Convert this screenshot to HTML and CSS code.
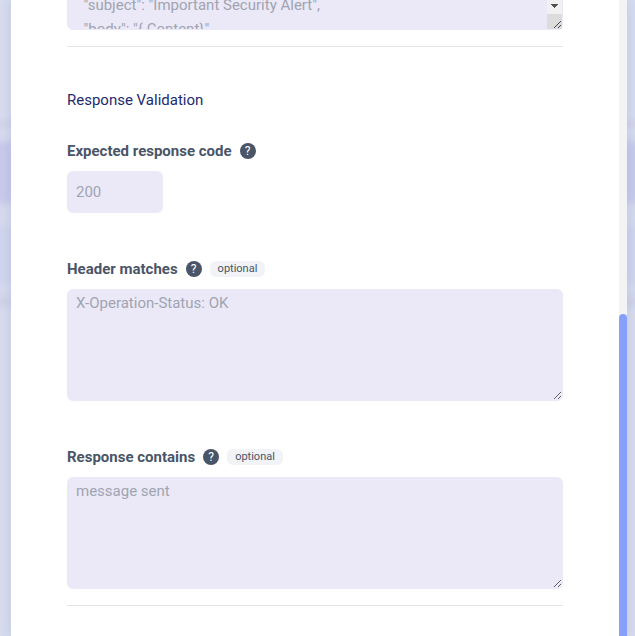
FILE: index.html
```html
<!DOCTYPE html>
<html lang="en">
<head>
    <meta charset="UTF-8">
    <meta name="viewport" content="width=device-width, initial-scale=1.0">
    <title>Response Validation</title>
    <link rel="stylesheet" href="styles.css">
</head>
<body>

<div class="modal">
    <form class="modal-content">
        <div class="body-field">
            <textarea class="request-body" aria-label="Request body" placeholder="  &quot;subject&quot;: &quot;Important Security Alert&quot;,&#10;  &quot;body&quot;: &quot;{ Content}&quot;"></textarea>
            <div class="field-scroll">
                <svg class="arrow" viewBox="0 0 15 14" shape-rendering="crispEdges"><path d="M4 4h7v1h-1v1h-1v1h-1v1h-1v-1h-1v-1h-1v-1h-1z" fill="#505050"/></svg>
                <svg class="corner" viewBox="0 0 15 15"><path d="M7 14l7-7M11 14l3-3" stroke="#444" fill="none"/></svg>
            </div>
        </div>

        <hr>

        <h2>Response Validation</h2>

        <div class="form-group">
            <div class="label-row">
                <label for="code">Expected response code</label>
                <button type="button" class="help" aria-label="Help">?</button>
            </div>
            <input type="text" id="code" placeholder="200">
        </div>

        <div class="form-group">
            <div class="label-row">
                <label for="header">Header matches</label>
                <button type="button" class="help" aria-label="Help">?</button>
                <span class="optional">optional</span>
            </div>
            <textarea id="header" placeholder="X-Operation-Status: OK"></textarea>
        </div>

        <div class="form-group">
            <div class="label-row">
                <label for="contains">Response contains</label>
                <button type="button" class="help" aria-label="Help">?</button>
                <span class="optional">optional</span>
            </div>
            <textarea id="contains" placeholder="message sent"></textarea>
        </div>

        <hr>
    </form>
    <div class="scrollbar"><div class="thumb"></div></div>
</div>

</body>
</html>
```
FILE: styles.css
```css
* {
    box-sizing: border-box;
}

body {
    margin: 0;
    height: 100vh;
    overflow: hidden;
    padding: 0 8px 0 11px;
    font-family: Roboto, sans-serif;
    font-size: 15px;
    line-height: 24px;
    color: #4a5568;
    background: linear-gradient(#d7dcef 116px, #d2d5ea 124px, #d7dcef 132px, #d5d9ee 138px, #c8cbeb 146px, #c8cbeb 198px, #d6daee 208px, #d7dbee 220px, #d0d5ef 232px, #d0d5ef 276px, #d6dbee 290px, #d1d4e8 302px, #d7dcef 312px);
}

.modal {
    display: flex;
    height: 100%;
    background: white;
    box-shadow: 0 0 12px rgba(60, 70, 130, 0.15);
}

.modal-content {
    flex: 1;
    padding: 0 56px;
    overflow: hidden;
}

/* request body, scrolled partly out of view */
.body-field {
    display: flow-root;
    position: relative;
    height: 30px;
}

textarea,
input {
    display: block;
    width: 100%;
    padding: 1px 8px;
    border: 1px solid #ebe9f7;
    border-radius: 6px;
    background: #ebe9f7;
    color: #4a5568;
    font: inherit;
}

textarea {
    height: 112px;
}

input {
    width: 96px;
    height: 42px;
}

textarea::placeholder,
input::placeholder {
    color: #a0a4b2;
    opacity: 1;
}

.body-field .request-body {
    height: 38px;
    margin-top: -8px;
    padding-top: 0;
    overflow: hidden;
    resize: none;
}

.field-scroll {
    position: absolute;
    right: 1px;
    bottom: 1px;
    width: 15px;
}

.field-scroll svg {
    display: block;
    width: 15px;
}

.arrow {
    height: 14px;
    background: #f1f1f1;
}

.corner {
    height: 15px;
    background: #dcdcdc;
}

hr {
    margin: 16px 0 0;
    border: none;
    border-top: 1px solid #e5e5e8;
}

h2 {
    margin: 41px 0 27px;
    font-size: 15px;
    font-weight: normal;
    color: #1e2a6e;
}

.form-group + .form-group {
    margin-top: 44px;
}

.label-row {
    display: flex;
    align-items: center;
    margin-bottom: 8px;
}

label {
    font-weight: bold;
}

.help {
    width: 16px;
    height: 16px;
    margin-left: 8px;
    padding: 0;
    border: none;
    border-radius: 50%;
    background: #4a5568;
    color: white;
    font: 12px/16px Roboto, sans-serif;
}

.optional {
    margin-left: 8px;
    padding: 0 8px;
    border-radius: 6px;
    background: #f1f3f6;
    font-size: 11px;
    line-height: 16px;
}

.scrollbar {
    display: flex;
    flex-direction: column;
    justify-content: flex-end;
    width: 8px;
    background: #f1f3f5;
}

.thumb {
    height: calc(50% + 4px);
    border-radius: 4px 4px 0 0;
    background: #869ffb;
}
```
#####
Repeat verbatim all the material, but not the pictures.

> EXERCISE RESPONSE
Convert this screenshot to HTML and CSS code.
FILE: index.html
```html
<!DOCTYPE html>
<html lang="en">
<head>
    <meta charset="UTF-8">
    <meta name="viewport" content="width=device-width, initial-scale=1.0">
    <title>Response Validation</title>
    <link rel="stylesheet" href="styles.css">
</head>
<body>

<div class="modal">
    <form class="modal-content">
        <div class="body-field">
            <textarea class="request-body" aria-label="Request body" placeholder="  &quot;subject&quot;: &quot;Important Security Alert&quot;,&#10;  &quot;body&quot;: &quot;{ Content}&quot;"></textarea>
            <div class="field-scroll">
                <svg class="arrow" viewBox="0 0 15 14" shape-rendering="crispEdges"><path d="M4 4h7v1h-1v1h-1v1h-1v1h-1v-1h-1v-1h-1v-1h-1z" fill="#505050"/></svg>
                <svg class="corner" viewBox="0 0 15 15"><path d="M7 14l7-7M11 14l3-3" stroke="#444" fill="none"/></svg>
            </div>
        </div>

        <hr>

        <h2>Response Validation</h2>

        <div class="form-group">
            <div class="label-row">
                <label for="code">Expected response code</label>
                <button type="button" class="help" aria-label="Help">?</button>
            </div>
            <input type="text" id="code" placeholder="200">
        </div>

        <div class="form-group">
            <div class="label-row">
                <label for="header">Header matches</label>
                <button type="button" class="help" aria-label="Help">?</button>
                <span class="optional">optional</span>
            </div>
            <textarea id="header" placeholder="X-Operation-Status: OK"></textarea>
        </div>

        <div class="form-group">
            <div class="label-row">
                <label for="contains">Response contains</label>
                <button type="button" class="help" aria-label="Help">?</button>
                <span class="optional">optional</span>
            </div>
            <textarea id="contains" placeholder="message sent"></textarea>
        </div>

        <hr>
    </form>
    <div class="scrollbar"><div class="thumb"></div></div>
</div>

</body>
</html>
```
FILE: styles.css
```css
* {
    box-sizing: border-box;
}

body {
    margin: 0;
    height: 100vh;
    overflow: hidden;
    padding: 0 8px 0 11px;
    font-family: Roboto, sans-serif;
    font-size: 15px;
    line-height: 24px;
    color: #4a5568;
    background: linear-gradient(#d7dcef 116px, #d2d5ea 124px, #d7dcef 132px, #d5d9ee 138px, #c8cbeb 146px, #c8cbeb 198px, #d6daee 208px, #d7dbee 220px, #d0d5ef 232px, #d0d5ef 276px, #d6dbee 290px, #d1d4e8 302px, #d7dcef 312px);
}

.modal {
    display: flex;
    height: 100%;
    background: white;
    box-shadow: 0 0 12px rgba(60, 70, 130, 0.15);
}

.modal-content {
    flex: 1;
    padding: 0 56px;
    overflow: hidden;
}

/* request body, scrolled partly out of view */
.body-field {
    display: flow-root;
    position: relative;
    height: 30px;
}

textarea,
input {
    display: block;
    width: 100%;
    padding: 1px 8px;
    border: 1px solid #ebe9f7;
    border-radius: 6px;
    background: #ebe9f7;
    color: #4a5568;
    font: inherit;
}

textarea {
    height: 112px;
}

input {
    width: 96px;
    height: 42px;
}

textarea::placeholder,
input::placeholder {
    color: #a0a4b2;
    opacity: 1;
}

.body-field .request-body {
    height: 38px;
    margin-top: -8px;
    padding-top: 0;
    overflow: hidden;
    resize: none;
}

.field-scroll {
    position: absolute;
    right: 1px;
    bottom: 1px;
    width: 15px;
}

.field-scroll svg {
    display: block;
    width: 15px;
}

.arrow {
    height: 14px;
    background: #f1f1f1;
}

.corner {
    height: 15px;
    background: #dcdcdc;
}

hr {
    margin: 16px 0 0;
    border: none;
    border-top: 1px solid #e5e5e8;
}

h2 {
    margin: 41px 0 27px;
    font-size: 15px;
    font-weight: normal;
    color: #1e2a6e;
}

.form-group + .form-group {
    margin-top: 44px;
}

.label-row {
    display: flex;
    align-items: center;
    margin-bottom: 8px;
}

label {
    font-weight: bold;
}

.help {
    width: 16px;
    height: 16px;
    margin-left: 8px;
    padding: 0;
    border: none;
    border-radius: 50%;
    background: #4a5568;
    color: white;
    font: 12px/16px Roboto, sans-serif;
}

.optional {
    margin-left: 8px;
    padding: 0 8px;
    border-radius: 6px;
    background: #f1f3f6;
    font-size: 11px;
    line-height: 16px;
}

.scrollbar {
    display: flex;
    flex-direction: column;
    justify-content: flex-end;
    width: 8px;
    background: #f1f3f5;
}

.thumb {
    height: calc(50% + 4px);
    border-radius: 4px 4px 0 0;
    background: #869ffb;
}
```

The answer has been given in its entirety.